What is the definition of a liquidity pool? It's essentially a smart contract with funds. LPs are compensated for supplying liquidity to the pool. This incentive could come from the underlying DeFi platform's fees or from another source.
Some liquidity pools pay out in a variety of coins. These reward tokens can then be put into other liquidity pools to receive additional prizes, and so on. You can see how extremely complicated methods might evolve very fast. However, the essential concept is that a liquidity provider puts funds into a liquidity pool in exchange for rewards.
Now what are some dangers in Yield Farming?
It is not easy, if it were, everyone would be doing it.
The most profitable yield farming tactics are quite complex and should only be attempted by experienced farmers. Furthermore, yield farming is better suited to individuals with a lot of money to invest (i.e., whales). Yield farming isn't as simple as it appears, and you'll most certainly lose money if you don't know what you're doing. Smart contracts (let me know in the comments if you would like a more detailed article on What are Smart Contracts) are an obvious risk of yield farming. Many protocols are established and developed by small teams with limited budgets due to the nature of DeFi. This raises the possibility of smart contract bugs.

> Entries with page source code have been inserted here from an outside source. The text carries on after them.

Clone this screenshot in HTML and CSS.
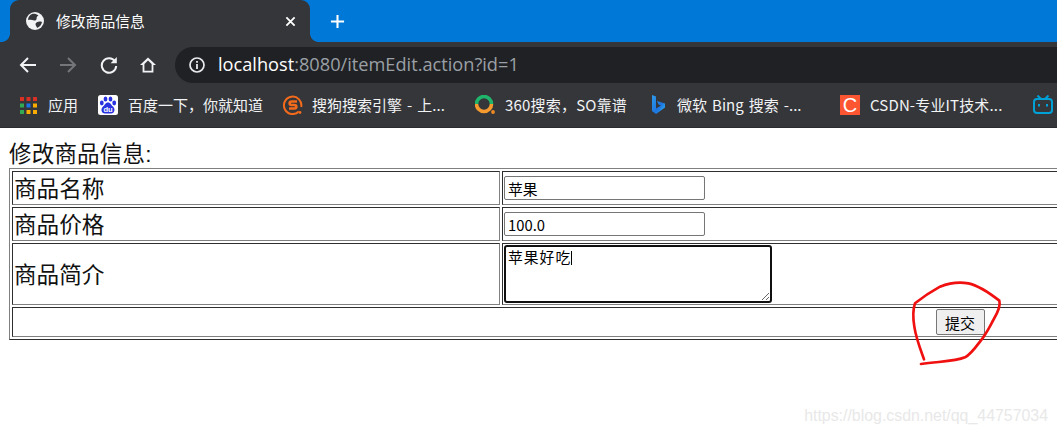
FILE: index.html
```html
<!DOCTYPE html>
<html lang="zh">
<head>
<meta charset="utf-8">
<title>修改商品信息</title>
<link rel="stylesheet" href="styles.css">
</head>
<body>
<header class="chrome">
  <div class="tabstrip">
    <div class="tab">
      <svg class="globe" viewBox="0 0 18 18"><circle cx="9" cy="9" r="9" fill="#f1f3f4"/><path d="M6 2C3.500 3.200 2 5.500 2 8C5 7 8 9.500 10 8C11.500 6.800 9.500 5 12.500 3.500C10.500 1.800 8 1.400 6 2Z M16 10C13 9 10 10 9.500 12C9.500 14 11 14.500 11 16C13.500 15 15.500 13 16 10Z" fill="#35363a"/></svg>
      <span class="tab-title">修改商品信息</span>
      <svg class="tab-close" viewBox="0 0 12 12"><path d="M1.500 1.500 10.500 10.500 M10.500 1.500 1.500 10.500" stroke="#fff" stroke-width="2"/></svg>
    </div>
    <svg class="new-tab" viewBox="0 0 16 16"><path d="M8 1V15M1 8H15" stroke="#fff" stroke-width="2.200"/></svg>
  </div>
  <div class="toolbar">
    <svg class="nav nav-back" viewBox="0 0 18 18"><path d="M17 9H2 M9 2 2 9 9 16" fill="none" stroke="#f1f3f4" stroke-width="2"/></svg>
    <svg class="nav nav-forward" viewBox="0 0 18 18"><path d="M1 9H16 M9 2 16 9 9 16" fill="none" stroke="#74767a" stroke-width="2"/></svg>
    <svg class="nav nav-reload" viewBox="0 0 18 18"><path d="M15 5.500A7.200 7.200 0 1 0 16.200 10" fill="none" stroke="#f1f3f4" stroke-width="2"/><path d="M16.800 1V7.200H10.600Z" fill="#f1f3f4"/></svg>
    <svg class="nav nav-home" viewBox="0 0 18 18"><path d="M9 1.500 1 9H3.600V16.500H14.400V9H17Z M5.400 8 9 4.500 12.600 8V14.700H5.400Z" fill="#f1f3f4" fill-rule="evenodd"/></svg>
    <div class="omnibox">
      <svg class="info" viewBox="0 0 16 16"><circle cx="8" cy="8" r="7" fill="none" stroke="#e8eaed" stroke-width="1.700"/><path d="M8 7V12 M8 4V5.800" stroke="#e8eaed" stroke-width="1.800"/></svg>
      <span class="url"><span class="host">localhost</span>:8080/itemEdit.action?id=1</span>
    </div>
  </div>
  <nav class="bookmarks">
    <a class="bm bm-apps">
      <svg class="ico" viewBox="0 0 17 17"><g fill="#d93025"><rect width="4" height="4"/><rect x="6.500" width="4" height="4"/><rect x="13" width="4" height="4"/></g><g fill="#34a853"><rect y="6.500" width="4" height="4"/><rect y="13" width="4" height="4"/></g><rect x="6.500" y="6.500" width="4" height="4" fill="#1a73e8"/><g fill="#f9ab00"><rect x="13" y="6.500" width="4" height="4"/><rect x="6.500" y="13" width="4" height="4"/><rect x="13" y="13" width="4" height="4"/></g></svg>
      <span class="bm-text">应用</span>
    </a>
    <a class="bm bm-baidu">
      <svg class="ico-lg" viewBox="0 0 20 20"><rect width="20" height="20" rx="2.500" fill="#fff"/><g fill="#2932e1"><ellipse cx="3.800" cy="8" rx="1.900" ry="2.400"/><ellipse cx="7.500" cy="4" rx="1.900" ry="2.500"/><ellipse cx="12.500" cy="4" rx="1.900" ry="2.500"/><ellipse cx="16.200" cy="8" rx="1.900" ry="2.400"/><path d="M10 7.500C7.500 7.500 7 10 5 11.500 2.500 13.500 3 18.500 7 18.500H13C17 18.500 17.500 13.500 15 11.500 13 10 12.500 7.500 10 7.500Z"/></g><text x="10" y="16.800" class="du">du</text></svg>
      <span class="bm-text">百度一下，你就知道</span>
    </a>
    <a class="bm bm-sogou">
      <svg class="ico-sogou" viewBox="0 0 20 20"><path d="M15.800 16.500A8.700 8.700 0 1 1 18.200 12" fill="none" stroke="#f26a1b" stroke-width="2"/><circle cx="17" cy="17.500" r="1.400" fill="#f26a1b"/><path d="M14 6.500H8.500C6 6.500 6 10 8.500 10H11.500C14 10 14 13.500 11.500 13.500H6" fill="none" stroke="#f26a1b" stroke-width="2.600"/></svg>
      <span class="bm-text sp-word">搜狗搜索引擎 - 上...</span>
    </a>
    <a class="bm bm-360">
      <svg class="ico-lg" viewBox="0 0 20 20"><path d="M1.500 9A7.500 7.500 0 0 1 16.500 9" fill="none" stroke="#1fb56a" stroke-width="3.600"/><path d="M1.500 9A7.500 7.500 0 0 0 16.500 9" fill="none" stroke="#f59a2e" stroke-width="3.600"/><circle cx="18" cy="17" r="1.900" fill="#f08a24"/></svg>
      <span class="bm-text sp-360">360搜索，SO靠谱</span>
    </a>
    <a class="bm bm-bing">
      <svg class="ico-bing" viewBox="0 0 13 20"><defs><linearGradient id="bingFill" x1="0" y1="0" x2="1" y2="1"><stop offset="0" stop-color="#2f9be8"/><stop offset="0.600" stop-color="#1c74e0"/><stop offset="1" stop-color="#35c1f1"/></linearGradient></defs><path d="M0 0 4 1.500V13.500L9 10.500 6.500 9.500 5 6 13 8.500V12.500L4 19 0 16Z" fill="url(#bingFill)"/></svg>
      <span class="bm-text sp-word">微软 Bing 搜索 -...</span>
    </a>
    <a class="bm bm-csdn">
      <span class="csdn-ico">C</span>
      <span class="bm-text sp-csdn">CSDN-专业IT技术...</span>
    </a>
    <a class="bm">
      <svg class="ico-lg" viewBox="0 0 20 20"><path d="M4.500 0.500 8 4 M15.500 0.500 12 4" stroke="#00a1d6" stroke-width="2"/><rect x="1" y="4" width="18" height="14" rx="3" fill="none" stroke="#00a1d6" stroke-width="2"/><path d="M6 9V11.500 M14 9V11.500" stroke="#00a1d6" stroke-width="2"/></svg>
    </a>
  </nav>
</header>
<main class="page">
  <form class="edit-form">
    <div class="form-title">修改商品信息:</div>
    <table class="edit-table" border="1">
      <tbody>
        <tr>
          <td class="label">商品名称</td>
          <td class="field"><input class="text-input" type="text" value="苹果"></td>
        </tr>
        <tr>
          <td class="label">商品价格</td>
          <td class="field"><input class="text-input" type="text" value="100.0"></td>
        </tr>
        <tr>
          <td class="label">商品简介</td>
          <td class="field"><textarea class="text-area">苹果好吃</textarea><span class="caret"></span></td>
        </tr>
        <tr>
          <td class="submit-cell" colspan="2"><button class="submit" type="button">提交</button></td>
        </tr>
      </tbody>
    </table>
  </form>
  <svg class="scribble" viewBox="0 0 531 480"><path d="M132 268C122 240 108 205 103 170C99 145 98 120 105 100C120 88 140 72 180 50C205 40 240 36 265 40C295 46 330 70 358 92C362 105 355 125 340 150C330 168 320 190 300 215C285 235 270 255 255 262C225 275 180 274 123 282" fill="none" stroke="#f01010" stroke-width="8" stroke-linecap="round" stroke-linejoin="round"/></svg>
  <div class="watermark">https://blog.csdn.net/qq_44757034</div>
</main>
</body>
</html>
```

FILE: styles.css
```css
html, body {
  margin: 0;
  padding: 0;
  width: 1057px;
  height: 433px;
  overflow: hidden;
  background: #fff;
}

.chrome {
  font-family: "Noto Sans CJK SC", "Noto Sans", sans-serif;
  color: #f1f3f4;
}

.tabstrip {
  height: 42px;
  background: #0078d7;
  display: flex;
  align-items: flex-end;
  padding-left: 10px;
}

.tab {
  position: relative;
  width: 300px;
  height: 42px;
  box-sizing: border-box;
  background: #35363a;
  border-radius: 9px 9px 0 0;
  display: flex;
  align-items: center;
  padding: 0 14px 0 16px;
}

.tab::before,
.tab::after {
  content: "";
  position: absolute;
  bottom: 0;
  width: 8px;
  height: 8px;
}

.tab::before {
  left: -8px;
  background: radial-gradient(circle at 0 0, #0078d7 7.500px, #35363a 8px);
}

.tab::after {
  right: -8px;
  background: radial-gradient(circle at 100% 0, #0078d7 7.500px, #35363a 8px);
}

.globe {
  width: 18px;
  height: 18px;
  flex: none;
}

.tab-title {
  margin-left: 12px;
  padding-bottom: 2px;
  font-size: 14.800px;
  flex: 1;
  color: #fff;
}

.tab-close {
  width: 11px;
  height: 11px;
}

.new-tab {
  width: 15px;
  height: 15px;
  margin: 0 0 13px 20px;
}

.toolbar {
  height: 41px;
  padding-top: 5px;
  box-sizing: border-box;
  background: #35363a;
  display: flex;
  align-items: center;
}

.nav {
  width: 18px;
  height: 18px;
  flex: none;
}

.nav-back { margin: 0 22px 0 19px; }
.nav-forward { margin-right: 23px; }
.nav-reload { margin-right: 21px; }
.nav-home { margin-right: 18px; }

.omnibox {
  flex: 1;
  height: 36px;
  background: #202124;
  border-radius: 18px 0 0 18px;
  display: flex;
  align-items: center;
  padding-left: 14px;
}

.info {
  width: 16px;
  height: 16px;
}

.url {
  margin-left: 13px;
  padding-bottom: 2px;
  font-family: "Open Sans", sans-serif;
  font-size: 18.200px;
  color: #9aa0a6;
  white-space: nowrap;
}

.host {
  color: #fff;
}

.bookmarks {
  height: 45px;
  background: #35363a;
  border-bottom: 1px solid #2a2b2e;
  box-sizing: border-box;
  display: flex;
  align-items: center;
  padding-left: 20px;
  font-size: 15px;
  color: #f1f3f4;
  white-space: nowrap;
}

.bm {
  display: flex;
  align-items: center;
  flex: none;
}

.bm-text {
  padding-bottom: 2px;
}

.bm-apps { width: 78px; }
.bm-baidu { width: 185px; }
.bm-sogou { width: 192px; }
.bm-360 { width: 177px; }
.bm-bing { width: 188px; }
.bm-csdn { width: 193px; }

.ico {
  width: 17px;
  height: 17px;
  margin-right: 11px;
}

.ico-lg {
  width: 20px;
  height: 20px;
  margin-right: 10px;
}

.ico-sogou {
  width: 20px;
  height: 20px;
  margin-right: 9px;
}

.ico-bing {
  width: 13px;
  height: 20px;
  margin-right: 12px;
}

.sp-word { word-spacing: 1.700px; }
.sp-360 { letter-spacing: 0.200px; }
.sp-csdn { letter-spacing: 0.150px; }

.du {
  font-family: "Liberation Sans", sans-serif;
  font-size: 7.500px;
  font-weight: 700;
  fill: #fff;
  text-anchor: middle;
}

.csdn-ico {
  width: 20px;
  height: 20px;
  margin-right: 10px;
  background: #fc5531;
  color: #fff;
  font: 20px/20px "Liberation Sans", sans-serif;
  text-align: center;
}

.page {
  position: relative;
  height: 305px;
  padding: 13px 0 0 9px;
  box-sizing: border-box;
  font-family: "Noto Sans CJK SC", "Liberation Sans", sans-serif;
  color: #111;
}

.form-title {
  font-size: 22.500px;
  line-height: 27px;
  letter-spacing: 0.200px;
  font-family: "Liberation Sans", "Noto Sans CJK SC", sans-serif;
}

.edit-table {
  width: 1902px;
  table-layout: fixed;
  border-spacing: 2px;
  border-collapse: separate;
  border: 1px solid;
  border-color: #808080 #2e2e2e #2e2e2e #808080;
}

.edit-table td {
  border: 1px solid;
  border-color: #2e2e2e #808080 #808080 #2e2e2e;
  padding: 1px;
}

.label {
  width: 484px;
  font-size: 22.600px;
  line-height: 30px;
}

.field {
  font-size: 0;
}

.text-input {
  width: 201px;
  height: 24px;
  box-sizing: border-box;
  margin: 2px 0;
  padding: 1px 3px;
  border: 1px solid #767676;
  border-radius: 2px;
  font: 14.800px "Noto Sans CJK SC", "Liberation Sans", sans-serif;
  color: #000;
  background: #fff;
  vertical-align: top;
}

.text-area {
  display: inline-block;
  width: 268px;
  height: 58px;
  box-sizing: border-box;
  margin: 0;
  padding: 0 2px;
  border: 2px solid #101010;
  border-radius: 3px;
  font: 14.800px/20px "Noto Sans CJK SC", sans-serif;
  letter-spacing: 1px;
  color: #000;
  vertical-align: top;
  outline: none;
}

.caret {
  position: absolute;
  left: 571px;
  top: 123px;
  width: 1px;
  height: 14px;
  background: #000;
}

.submit-cell {
  height: 26px;
  text-align: center;
}

.submit {
  width: 49px;
  height: 26px;
  padding: 0;
  border: 1px solid #767676;
  border-radius: 2px;
  background: #efefef;
  color: #000;
  font: 15px "Noto Sans CJK SC", sans-serif;
  vertical-align: top;
}

.scribble {
  position: absolute;
  left: 880px;
  top: 142px;
  width: 177px;
  height: 160px;
}

.watermark {
  position: absolute;
  right: 9px;
  bottom: 8px;
  font: 15.900px "Liberation Sans", sans-serif;
  color: #e8e8e8;
  white-space: nowrap;
}
```
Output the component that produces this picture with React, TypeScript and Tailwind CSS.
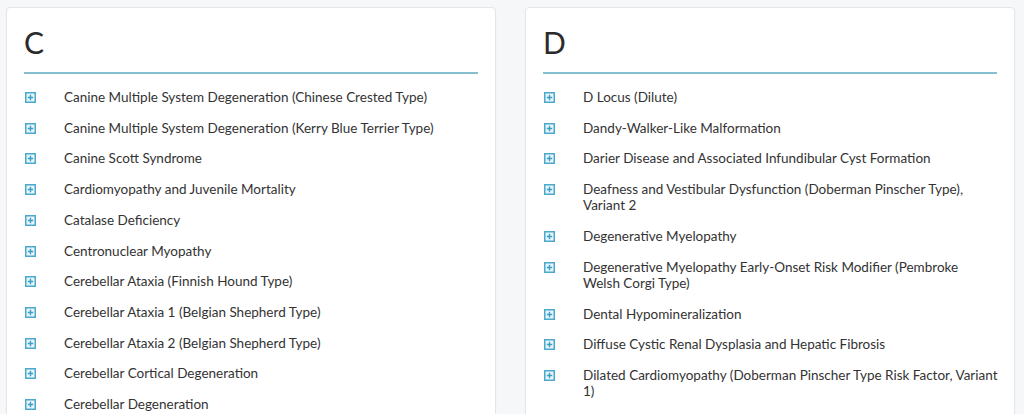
import React from 'react'

const columns = [
  {
    letter: 'C',
    items: [
      'Canine Multiple System Degeneration (Chinese Crested Type)',
      'Canine Multiple System Degeneration (Kerry Blue Terrier Type)',
      'Canine Scott Syndrome',
      'Cardiomyopathy and Juvenile Mortality',
      'Catalase Deficiency',
      'Centronuclear Myopathy',
      'Cerebellar Ataxia (Finnish Hound Type)',
      'Cerebellar Ataxia 1 (Belgian Shepherd Type)',
      'Cerebellar Ataxia 2 (Belgian Shepherd Type)',
      'Cerebellar Cortical Degeneration',
      'Cerebellar Degeneration',
    ],
  },
  {
    letter: 'D',
    items: [
      'D Locus (Dilute)',
      'Dandy-Walker-Like Malformation',
      'Darier Disease and Associated Infundibular Cyst Formation',
      'Deafness and Vestibular Dysfunction (Doberman Pinscher Type), Variant 2',
      'Degenerative Myelopathy',
      'Degenerative Myelopathy Early-Onset Risk Modifier (Pembroke Welsh Corgi Type)',
      'Dental Hypomineralization',
      'Diffuse Cystic Renal Dysplasia and Hepatic Fibrosis',
      'Dilated Cardiomyopathy (Doberman Pinscher Type Risk Factor, Variant 1)',
    ],
  },
]

function PlusBox() {
  return (
    <svg width="11" height="11" viewBox="0 0 11 11" className="shrink-0 mt-[3px]">
      <rect x="0.75" y="0.75" width="9.5" height="9.5" fill="#eaf5fa" stroke="#4ba9cc" strokeWidth="1.5" />
      <path d="M5.5 2.8v5.4M2.8 5.5h5.4" stroke="#3a9fc4" strokeWidth="1.4" />
    </svg>
  )
}

export default function App() {
  return (
    <div className="min-h-[414px] bg-[#f6f7f9] flex gap-[29px] pl-[6px] pr-[9px] pt-[7px] font-['Lato',sans-serif]">
      {columns.map((col) => (
        <div
          key={col.letter}
          className="w-[490px] h-[420px] overflow-hidden bg-white border border-[#e4e6ea] rounded-[4px] shadow-[0_1px_2px_rgba(0,0,0,0.04)] px-[17px] pt-[18px]"
        >
          <h2 className="text-[30px] leading-[33px] text-[#2a2a2a] font-normal">{col.letter}</h2>
          <div className="mt-[13px] h-[2px] bg-[#86bfd0]" />
          <ul className="mt-[15px] -mr-[1px]">
            {col.items.map((item) => (
              <li key={item} className="flex items-start mb-[14.5px]">
                <div className="w-[40px] shrink-0 pl-[1px]">
                  <PlusBox />
                </div>
                <span className="text-[13.5px] leading-[16.2px] text-[#333]">{item}</span>
              </li>
            ))}
          </ul>
        </div>
      ))}
    </div>
  )
}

Vulnerabilities and flaws are discovered all the time, even in larger protocols that are certified by respectable auditing organisations. This can result in the loss of user funds due to the unchangeable nature of blockchain. When locking your funds in a smart contract, you must keep this in mind.
There is also the risk of Rug pulls happening – this is very serious however there are some strategies I use (with quite good results) to ensure that this is controlled and mitigated to an extent – And so, please do not simple ape into any project you see and please do not FOMO or FUD without thinking deeper and asking better questions because that makes you an ass. Don't be an ass - be better!
However, with the right guidance and strategy, this is by far the best way to make money in a crypto market crash.
Thank you for reading this and have a lovely day!